Member of parliament, Lok Sabha
- In office 1998–2009
- Preceded by: Jitendra Nath Das
- Succeeded by: Mahendra Kumar Roy
- Constituency: Jalpaiguri

Personal details
- Born: October 2, 1943 Dinajpur, Bangladesh
- Died: May 3, 2025 Jalpaiguri, West Bengal
- Party: CPI(M)
- Spouse: Ashish Kumar Sen
- Children: 2 sons Arup Darsan Sen, Abhishek Sen

= Minati Sen =

Indian politician

Minati Sen (2 October 1943 – 3 May 2025) was a member of the 14th Lok Sabha of India.
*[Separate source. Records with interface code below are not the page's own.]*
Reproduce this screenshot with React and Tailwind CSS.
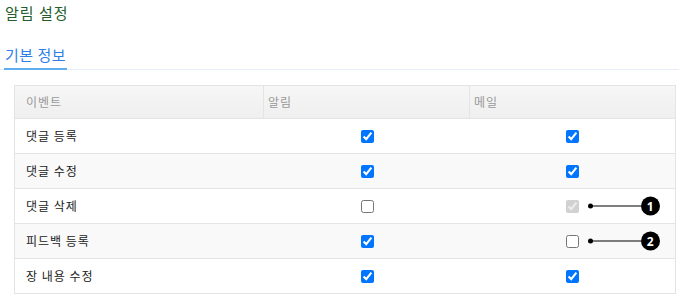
const rows = [
  { name: "댓글 등록", alarm: true, mail: true },
  { name: "댓글 수정", alarm: true, mail: true },
  { name: "댓글 삭제", alarm: false, mail: true, disabled: true, mark: 1 },
  { name: "피드백 등록", alarm: true, mail: false, mark: 2 },
  { name: "장 내용 수정", alarm: true, mail: true },
];

const Callout = ({ n }) => (
  <div className="absolute left-[calc(50%+16px)] top-1/2 -translate-y-1/2 flex items-center">
    <span className="w-[5px] h-[5px] rounded-full bg-black" />
    <span className="w-[49px] h-px bg-black -ml-px" />
    <span className="w-[19px] h-[19px] rounded-full bg-black text-white text-[12px] font-bold leading-none flex items-center justify-center font-['Noto_Sans',sans-serif]">
      {n}
    </span>
  </div>
);

export default function App() {
  return (
    <div className="w-[679px] h-[295px] bg-white font-['Noto_Sans_CJK_KR','Noto_Sans',sans-serif] overflow-hidden">
      <h1 className="pl-[5px] pt-[2px] text-[15px] leading-[22px] tracking-[1px] text-[#245c2c]">알림 설정</h1>

      <div className="mt-[21px] flex border-b border-[#e4eef8]">
        <div className="ml-[4px] px-[1px] pb-[3px] -mb-px border-b-2 border-[#5eaef0] text-[15px] leading-[20px] tracking-[0.5px] text-[#2e7fe6]">
          기본 정보
        </div>
      </div>

      <table className="mt-[15px] ml-[14px] w-[661px] border-collapse table-fixed text-[12px] tracking-[1px]">
        <colgroup>
          <col className="w-[249px]" />
          <col className="w-[206px]" />
          <col className="w-[206px]" />
        </colgroup>
        <thead>
          <tr className="h-[33px] bg-gradient-to-b from-[#f6f6f6] to-[#efefef] text-[#999999]">
            <th className="border border-[#e4e4e4] text-left font-normal pl-[11px]">이벤트</th>
            <th className="border border-[#e4e4e4] text-left font-normal pl-[4px]">알림</th>
            <th className="border border-[#e4e4e4] text-left font-normal pl-[4px]">메일</th>
          </tr>
        </thead>
        <tbody>
          {rows.map((r, i) => (
            <tr key={r.name} className={`h-[35px] ${i % 2 ? "bg-[#f9f9f9]" : "bg-white"} text-[#222222]`}>
              <td className="border-y border-l border-[#e4e4e4] pl-[11px]">{r.name}</td>
              <td className="border-y border-[#e4e4e4]">
                <div className="flex justify-center pl-[1px]">
                  <input type="checkbox" readOnly checked={r.alarm} className="w-[13px] h-[13px]" />
                </div>
              </td>
              <td className="border-y border-r border-[#e4e4e4]">
                <div className="relative flex justify-center pl-[1px]">
                  <input
                    type="checkbox"
                    readOnly
                    checked={r.mail}
                    disabled={r.disabled}
                    className="w-[13px] h-[13px]"
                  />
                  {r.mark && <Callout n={r.mark} />}
                </div>
              </td>
            </tr>
          ))}
        </tbody>
      </table>
    </div>
  );
}
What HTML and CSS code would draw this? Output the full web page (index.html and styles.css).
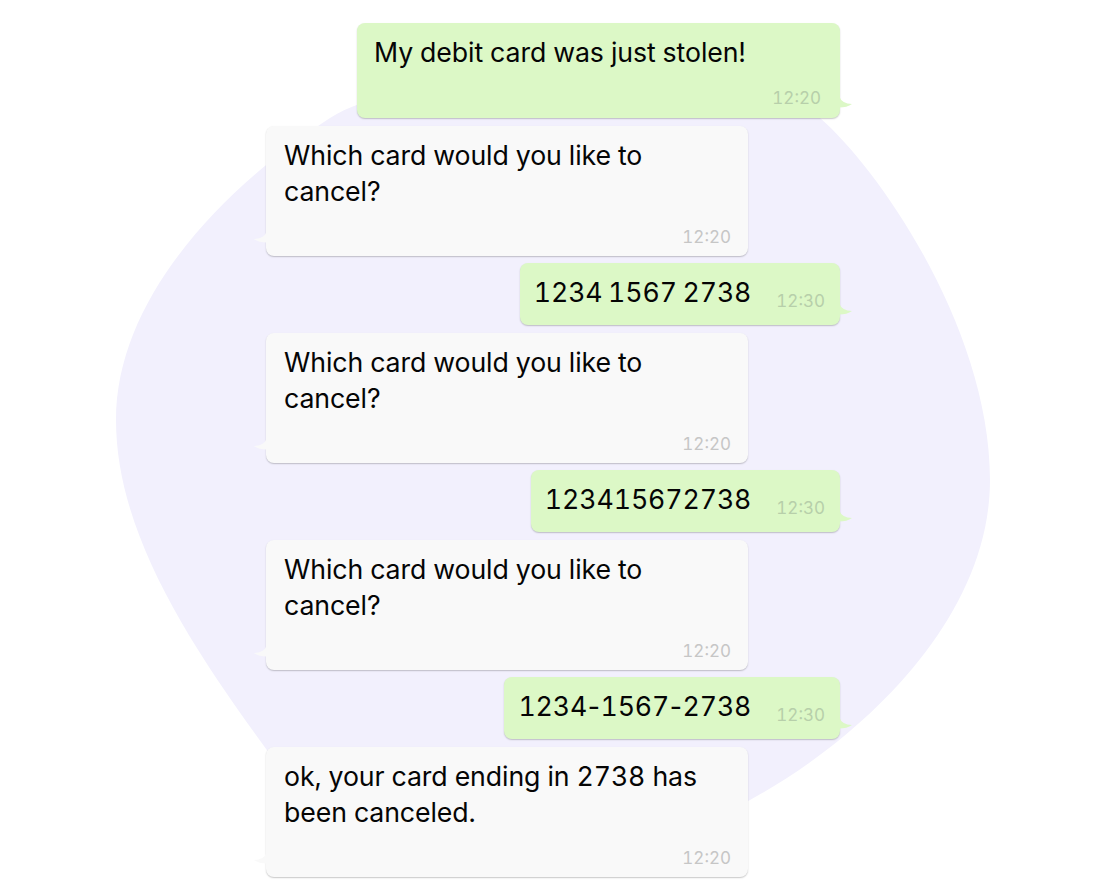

She represented the Jalpaiguri constituency of West Bengal and is a member of the Communist Party of India (Marxist) (CPI(M)) political party.

==Positions held==

1998

Elected to 12th Lok Sabha

1998–1999

Member, Committee on External Affairs and its Sub-Committee-II

Member, Consultative Committee, Ministry of Human Resource Development

1999

Re-elected to 13th Lok Sabha (2nd term)

1999–2004

Member, Committee on External Affairs

2000–2004

Member, Consultative Committee, Ministry of Human Resource Development

2002–2004

Member, Committee on Empowerment of women

2004

Re-elected to 14th Lok Sabha (3rd term)

Member, Committee on Empowerment of Women

Member, Committee on Water Resources

Member, Consultative Committee on Social Justice and Empowerment

16 August 2006 onwards

Member, Committee on Empowerment of Women

==Social and Cultural Activities==

Since college days, she actively participated in various cultural activities, such as theatre, debate and other co-curricular activities; organised blood donation camps, rehabilitation programmes and rendered much support to socially and economically deprived women through "Ganatantrik Mahila Samiti".